Simone_De_Beauvoir's avatar

@flo I think the study is quite sound, actually. Children in the past couple of decades have more problems because we’re making their worlds ‘too clean’ so to speak, their immune systems are shit.

woodcutter's avatar

We always had a couple extras in mum’s pocketbook or somewhere in the diaper bag.

You know they are gonna drop it. Having spares of everything is good if you can find a way to carry them..

whitenoise's avatar

We only had pacifiers in the bed. That solved it for us. Otherwise… Rub it with a cloth?

livelaughlove21's avatar

@flo Most of the mothers I know, in fact.

glacial's avatar

My friend with three children always sucked the dirt off. She is a nurse.

flo's avatar

There are more problems like a cold sore in the mothers mouth, just to mention one example. How can they can’t credit the absence of allergies down to that practice. It sounds like irresponsible mambo jumbo.

livelaughlove21's avatar

@flo Cold sores appear on the outside of the mouth. If there is a sore inside the mouth, on the soft tissue, it is most likely a canker sore, which is not contagious. A cold sore can be passed by a kiss, and one would hope that a mother would have enough sense to avoid mouth-to-mouth contact with her baby when she has a cold sore.

Rarebear's avatar

I never bothered to clean it. I just brushed it off and handed it back to her.

flo's avatar

Okay, I understand @livelaughlove21 but it is just not only about one thing. How can they narrow it down to mothers saliva? There must be a ton of varialbles out there.

Why don’t they suggest that we all just feed them our spit routinely if that is the case? Sheesh.
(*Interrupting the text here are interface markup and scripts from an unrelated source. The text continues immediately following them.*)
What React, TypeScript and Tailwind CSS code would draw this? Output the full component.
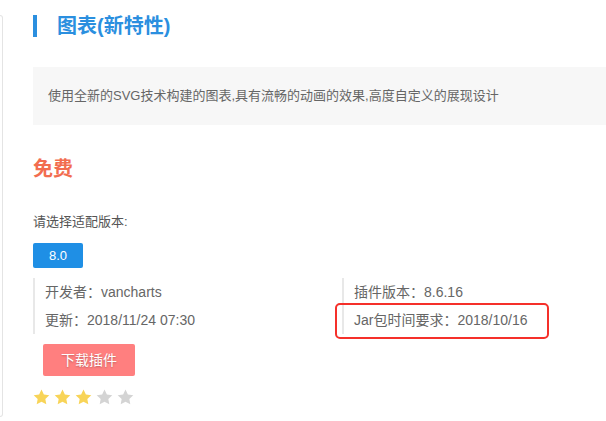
import React from "react";

const FONT = { fontFamily: '"Liberation Sans", "Noto Sans CJK SC", sans-serif' };

function Star({ on }: { on: boolean }) {
  return (
    <svg width="17" height="16" viewBox="0 0 24 23" className={on ? "text-[#f8d458]" : "text-[#d4d4d4]"}>
      <path
        fill="currentColor"
        d="M12 0.8l3.4 7.1 7.8 1-5.7 5.4 1.4 7.7L12 18.3l-6.9 3.7 1.4-7.7L0.8 8.9l7.8-1z"
      />
    </svg>
  );
}

export default function App() {
  const rating = 3;

  return (
    <div className="w-[606px] h-[421px] bg-white overflow-hidden flex" style={FONT}>
      {/* edge of the neighbouring card */}
      <div className="mt-[15px] h-[402px] w-[3px] shrink-0 border-y border-r border-[#e4e4e4] rounded-r-[4px]" />

      <div className="ml-[30px] pt-[15px] w-[600px] shrink-0">
        {/* Title */}
        <div className="flex items-center h-[22px]">
          <span className="w-[4px] h-[22px] bg-[#2b8fdf]" />
          <h2 className="ml-[20px] text-[20px] leading-[22px] font-bold text-[#2b8fdf]">图表(新特性)</h2>
        </div>

        {/* Description */}
        <div className="mt-[30px] h-[58px] bg-[#f7f7f7] flex items-center pl-[15px]">
          <p className="text-[13px] text-[#666]">
            使用全新的SVG技术构建的图表,具有流畅的动画的效果,高度自定义的展现设计
          </p>
        </div>

        {/* Price */}
        <div className="mt-[30px] text-[20px] leading-[28px] font-bold text-[#f26d50]">免费</div>

        <div className="mt-[29px] text-[13px] leading-[20px] text-[#555]">请选择适配版本:</div>

        <button className="mt-[11px] w-[50px] h-[25px] rounded-[2px] bg-[#1f8fe5] text-white text-[13px] leading-[25px] text-center">
          8.0
        </button>

        {/* Info */}
        <div className="mt-[10px] flex text-[14px] leading-[28px] text-[#666]">
          <div className="w-[309px] border-l-2 border-[#e8e8e8] pl-[10px]">
            <div>开发者：vancharts</div>
            <div>更新：2018/11/24 07:30</div>
          </div>
          <div className="border-l-2 border-[#e8e8e8] pl-[10px]">
            <div>插件版本：8.6.16</div>
            <div className="relative">
              Jar包时间要求：2018/10/16
              <span className="absolute left-[-19px] top-[-3px] w-[214px] h-[36px] border-2 border-[#f5302a] rounded-[5px]" />
            </div>
          </div>
        </div>

        <button className="mt-[10px] ml-[10px] w-[92px] h-[32px] rounded-[2px] bg-[#ff7f7f] text-white text-[14px] [text-shadow:0_1px_2px_rgba(0,0,0,0.25)]">
          下载插件
        </button>

        {/* Rating */}
        <div className="mt-[13px] flex gap-[4px]">
          {[0, 1, 2, 3, 4].map((i) => (
            <Star key={i} on={i < rating} />
          ))}
        </div>
      </div>
    </div>
  );
}
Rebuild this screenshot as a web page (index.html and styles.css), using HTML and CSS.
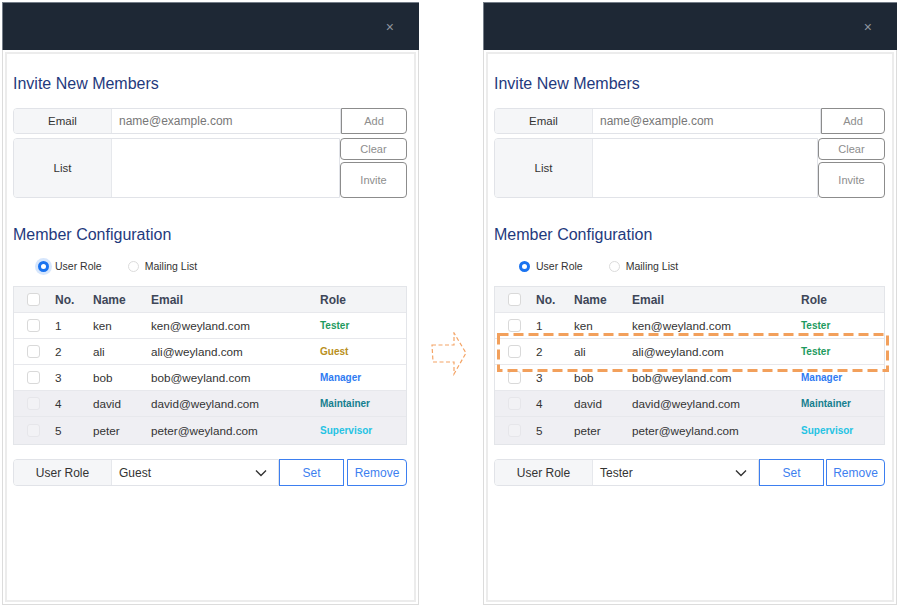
FILE: index.html
```html
<!DOCTYPE html>
<html>
<head>
<meta charset="utf-8">
<link rel="stylesheet" href="styles.css">
</head>
<body>
<div class="page">
  <section class="panel">
    <header class="panel-header"><span class="close">×</span></header>
    <div class="card">
      <h2 class="title">Invite New Members</h2>
      <div class="invite">
        <div class="field-row email-row">
          <div class="box">
            <div class="label">Email</div>
            <div class="input placeholder">name@example.com</div>
          </div>
          <button class="btn gray add">Add</button>
        </div>
        <div class="field-row list-row">
          <div class="box">
            <div class="label">List</div>
            <div class="input"></div>
          </div>
          <div class="btn-col">
            <button class="btn gray clear">Clear</button>
            <button class="btn gray invite-btn">Invite</button>
          </div>
        </div>
      </div>
      <h2 class="title title2">Member Configuration</h2>
      <div class="radios">
        <label class="radio"><span class="dot on"></span>User Role</label>
        <label class="radio"><span class="dot"></span>Mailing List</label>
      </div>
      <div class="table">
        <div class="tr th"><span class="cb"></span><span>No.</span><span>Name</span><span>Email</span><span>Role</span></div>
        <div class="tr"><span class="cb"></span><span>1</span><span>ken</span><span>ken@weyland.com</span><span class="role tester">Tester</span></div>
        <div class="tr"><span class="cb"></span><span>2</span><span>ali</span><span>ali@weyland.com</span><span class="role guest">Guest</span></div>
        <div class="tr"><span class="cb"></span><span>3</span><span>bob</span><span>bob@weyland.com</span><span class="role manager">Manager</span></div>
        <div class="tr off"><span class="cb"></span><span>4</span><span>david</span><span>david@weyland.com</span><span class="role maintainer">Maintainer</span></div>
        <div class="tr off last"><span class="cb"></span><span>5</span><span>peter</span><span>peter@weyland.com</span><span class="role supervisor">Supervisor</span></div>
      </div>
      <div class="role-row">
        <div class="box">
          <div class="label">User Role</div>
          <div class="select"><span>Guest</span><svg width="12" height="8" viewBox="0 0 12 8"><polyline points="1,1.5 6,6.5 11,1.5" fill="none" stroke="#333" stroke-width="1.4"/></svg></div>
        </div>
        <button class="btn blue set">Set</button>
        <button class="btn blue remove">Remove</button>
      </div>
    </div>
  </section>

  <div class="arrow">
    <svg width="40" height="44" viewBox="0 0 40 44">
      <path d="M2 13 L24 13 L24 1 L36 21 L24 42 L24 30 L3 30 Z" fill="none" stroke="#f4a466" stroke-width="1.2" stroke-dasharray="4 2.5"/>
    </svg>
  </div>

  <section class="panel narrow">
    <header class="panel-header"><span class="close">×</span></header>
    <div class="card">
      <h2 class="title">Invite New Members</h2>
      <div class="invite">
        <div class="field-row email-row">
          <div class="box">
            <div class="label">Email</div>
            <div class="input placeholder">name@example.com</div>
          </div>
          <button class="btn gray add">Add</button>
        </div>
        <div class="field-row list-row">
          <div class="box">
            <div class="label">List</div>
            <div class="input"></div>
          </div>
          <div class="btn-col">
            <button class="btn gray clear">Clear</button>
            <button class="btn gray invite-btn">Invite</button>
          </div>
        </div>
      </div>
      <h2 class="title title2">Member Configuration</h2>
      <div class="radios">
        <label class="radio"><span class="dot on plain"></span>User Role</label>
        <label class="radio"><span class="dot"></span>Mailing List</label>
      </div>
      <div class="table">
        <div class="tr th"><span class="cb"></span><span>No.</span><span>Name</span><span>Email</span><span>Role</span></div>
        <div class="tr"><span class="cb"></span><span>1</span><span>ken</span><span>ken@weyland.com</span><span class="role tester">Tester</span></div>
        <div class="tr"><span class="cb"></span><span>2</span><span>ali</span><span>ali@weyland.com</span><span class="role tester">Tester</span></div>
        <div class="tr"><span class="cb"></span><span>3</span><span>bob</span><span>bob@weyland.com</span><span class="role manager">Manager</span></div>
        <div class="tr off"><span class="cb"></span><span>4</span><span>david</span><span>david@weyland.com</span><span class="role maintainer">Maintainer</span></div>
        <div class="tr off last"><span class="cb"></span><span>5</span><span>peter</span><span>peter@weyland.com</span><span class="role supervisor">Supervisor</span></div>
      </div>
      <div class="role-row">
        <div class="box">
          <div class="label">User Role</div>
          <div class="select"><span>Tester</span><svg width="12" height="8" viewBox="0 0 12 8"><polyline points="1,1.5 6,6.5 11,1.5" fill="none" stroke="#333" stroke-width="1.4"/></svg></div>
        </div>
        <button class="btn blue set">Set</button>
        <button class="btn blue remove">Remove</button>
      </div>
    </div>
    <svg class="highlight" width="392" height="39" viewBox="0 0 392 39">
      <rect x="1.5" y="1.5" width="389" height="36" fill="none" stroke="#f2a05c" stroke-width="3" stroke-dasharray="10 5"/>
    </svg>
  </section>
</div>
</body>
</html>
```

FILE: styles.css
```css
* { box-sizing: border-box; }
html, body { margin: 0; padding: 0; background: #fff; }
body {
  font-family: "Liberation Sans", Arial, sans-serif;
  color: #333;
  font-size: 12px;
}
.page {
  display: flex;
  align-items: flex-start;
  padding: 2px 0 0 2px;
}
.panel {
  position: relative;
  width: 417px;
  height: 603px;
  border: 1px solid #dcdcdc;
  display: flex;
  flex-direction: column;
  background: #fff;
}
.panel.narrow { width: 414px; }
.panel-header {
  height: 48px;
  margin: -1px -1px 0 -1px;
  background: #1e2835;
  border-top: 1px solid #747d88;
  border-left: 1px solid #747d88;
  display: flex;
  align-items: center;
  justify-content: flex-end;
  padding-right: 25px;
  flex-shrink: 0;
}
.close {
  color: #8f969f;
  font-size: 14px;
  line-height: 1;
}
.card {
  flex: 1;
  margin: 2px 2px 2px 2px;
  border: 2px solid #ececec;
  padding: 20px 7px 0 6px;
}
.title {
  margin: 0;
  font-size: 16px;
  line-height: 20px;
  font-weight: normal;
  color: #1f3a7d;
}
.title2 { margin-top: 27px; }
.invite {
  margin-top: 14px;
  display: flex;
  flex-direction: column;
  gap: 4px;
}
.field-row { display: flex; }
.box {
  display: flex;
  flex: 1;
  border: 1px solid #e1e3e8;
  border-radius: 4px 0 0 4px;
  overflow: hidden;
}
.email-row { height: 26px; }
.list-row { height: 60px; }
.label {
  width: 98px;
  flex-shrink: 0;
  background: #f5f6f8;
  border-right: 1px solid #e6e8ec;
  display: flex;
  align-items: center;
  justify-content: center;
  color: #333;
  font-size: 11.5px;
}
.input {
  flex: 1;
  display: flex;
  align-items: center;
  padding-left: 7px;
  background: #fff;
}
.placeholder { color: #777; font-size: 12px; }
.btn {
  font-family: inherit;
  background: #fff;
  margin: 0;
  padding: 0;
  cursor: pointer;
}
.btn.gray {
  border: 1px solid #8c8c8c;
  color: #8d8d8d;
  font-size: 11px;
}
.add { width: 66px; border-radius: 0 4px 4px 0; }
.btn-col {
  width: 67px;
  display: flex;
  flex-direction: column;
  gap: 2px;
}
.clear { height: 22px; border-radius: 4px; }
.invite-btn { flex: 1; border-radius: 4px; }
.radios {
  margin-top: 13px;
  height: 16px;
  display: flex;
  align-items: center;
  padding-left: 25px;
  gap: 26px;
}
.radio {
  display: flex;
  align-items: center;
  gap: 6px;
  font-size: 10.5px;
  color: #333;
}
.dot {
  width: 11px;
  height: 11px;
  border-radius: 50%;
  border: 1px solid #dcdcdc;
  background: #fff;
}
.dot.on {
  border: 3px solid #1a73f0;
  background: #fff;
  box-shadow: 0 0 0 3px rgba(26, 115, 240, 0.18);
}
.dot.on.plain { box-shadow: none; }
.table {
  margin-top: 12px;
  border: 1px solid #e3e5e9;
}
.tr {
  display: grid;
  grid-template-columns: 41px 38px 58px 169px 1fr;
  align-items: center;
  height: 26px;
  border-bottom: 1px solid #e7e8ec;
  font-size: 11.7px;
  color: #333;
}
.tr.last { border-bottom: none; height: 27px; }
.tr.th {
  height: 26px;
  background: #f3f4f6;
  font-weight: bold;
  font-size: 12px;
  color: #3e4658;
}
.tr.off { background: #efeff3; }
.cb {
  width: 13px;
  height: 13px;
  margin-left: 13px;
  border: 1px solid #d9d9d9;
  border-radius: 3px;
  background: #fff;
}
.tr.off .cb { background: #f2f2f5; border-color: #e6e6ea; }
.role { font-weight: bold; font-size: 10px; }
.tester { color: #1e9a5e; }
.guest { color: #b98f21; }
.manager { color: #2f7bf2; }
.maintainer { color: #15808f; }
.supervisor { color: #25c3e3; }
.role-row {
  margin-top: 14px;
  height: 27px;
  display: flex;
}
.role-row .box { border-radius: 4px 0 0 4px; }
.role-row .label { font-size: 12px; }
.select {
  flex: 1;
  display: flex;
  align-items: center;
  justify-content: space-between;
  padding: 0 11px 0 7px;
  font-size: 12px;
  color: #333;
}
.btn.blue {
  border: 1px solid #3d7ff0;
  color: #3d7ff0;
  font-size: 12px;
}
.set { width: 65px; }
.remove { width: 60px; margin-left: 3px; border-radius: 0 4px 4px 0; }
.narrow .remove { width: 59px; margin-left: 2px; }
.narrow .set { width: 65px; }
.narrow .add { width: 64px; }
.arrow {
  width: 64px;
  flex-shrink: 0;
  display: flex;
  justify-content: center;
  padding-top: 330px;
  padding-right: 2px;
}
.highlight {
  position: absolute;
  left: 13px;
  top: 330px;
}
```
One small “study”. omg. A credible research is supposed to involve many independent studies with lots of paricipants…. This reminds me of that
“study”: about Amygdala…..and….facebook.

augustlan's avatar

I’ve known many moms to clean it with their own mouths. It’s not at all uncommon. That said, I never did it. Not because I was worried about my spit in the baby’s mouth, but because I didn’t want dirt from the floor in mine. I just carried spares.

Cupcake's avatar

There are pacifier wipes that have food-grade ingredients (and no alcohol). I had a sample pack, but my little guy didn’t like the taste. He gave up pacifiers before he started solid food, so I didn’t retry the wipes.

augustlan's avatar

BTW, our kids didn’t like pacifiers (they were all thumb-suckers, like I was), so I was referring to bottle nipples when I said I carried spares.

Simone_De_Beauvoir's avatar

@flo The thing is, you’re right, it’s just one study but it has many other studies attached to it in terms of what the study is about – maternal biology—>immune systems. So it’s not just one study. Even if it was, most people would react kind of like you, they’d say ‘that’s gross’ and wouldn’t change their parenting styles. Other moms who do clean it with their mouths would still do it, but not because of the study.

flo's avatar

It is not just because it is one study, the whole idea of telling people to feed their spit to the baby, and encouraging adults to essentially to lick the floor is incredible. In this age of advanced state of everthing? omg.

augustlan's avatar

@flo There really is quite a bit of evidence mounting up that we’d all be better off if we weren’t quite so clean/germaphobic. Allergies and auto-immune diseases are probably just the tip of the iceberg.

flo's avatar

Some people’s “too clean” is other people’s too filthy.